The code enforces a strict range of 1% to 99%. Values of exactly 0% or 100% are rejected. Those extremes represent physically impossible setups where the entire vehicle weight rests on one diagonal pair.
Does switching between Imperial and Metric convert my corner weight entries?
No. Switching the measurement system only changes the unit label displayed and reloads the default example values (Imperial: 850/780/810/760 lb; Metric: 380/350/370/340 kg). Any corner weights you entered before switching are overwritten by those defaults. Enter your numbers after selecting the unit system.
The Wedge vs 50% figure is negative — does that mean something is wrong?
Not at all. Wedge vs 50% is simply how far your RF+LR diagonal sum sits above or below the absolute 50% mark of total vehicle weight. Negative means RF+LR is currently carrying less than half the total weight. This is a reference value, not a performance judgment. Most race setups run somewhere between 48% and 54% cross weight depending on track type.
Why does Shift Per Corner stay the same even if I change which corners I’m adjusting?
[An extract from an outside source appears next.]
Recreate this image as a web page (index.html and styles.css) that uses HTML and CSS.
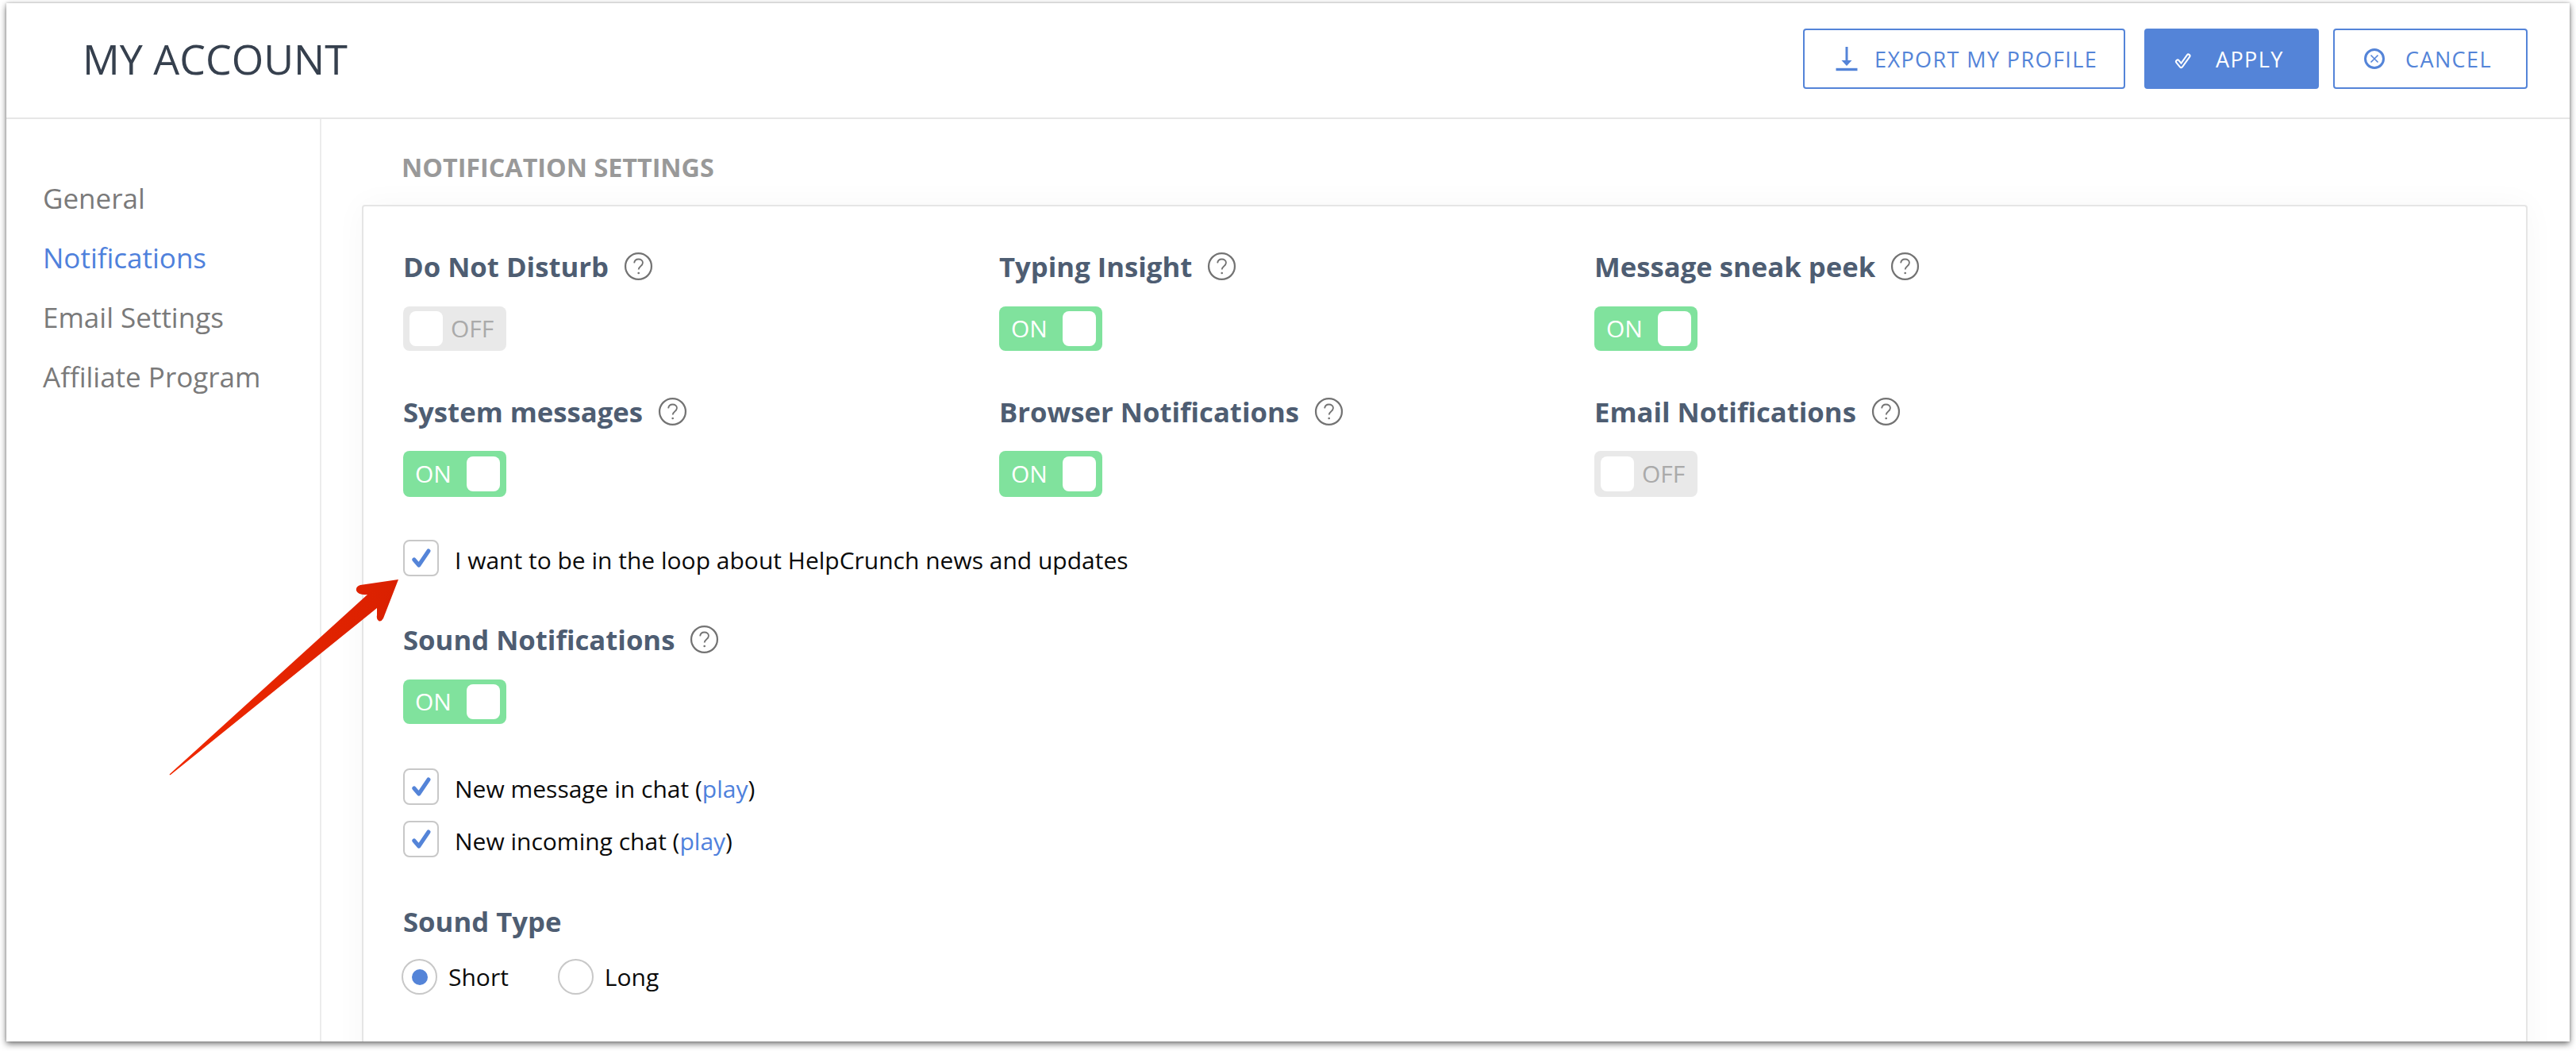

The calculator computes the required weight shift on the RF/LR diagonal only. It does not offer a separate calculation for adjusting the LF/RR pair, because those corners are the inverse diagonal — removing wedge from one pair is mechanically equivalent to adding wedge to the other. The shift-per-corner figure applies regardless of which physical perch you choose to turn.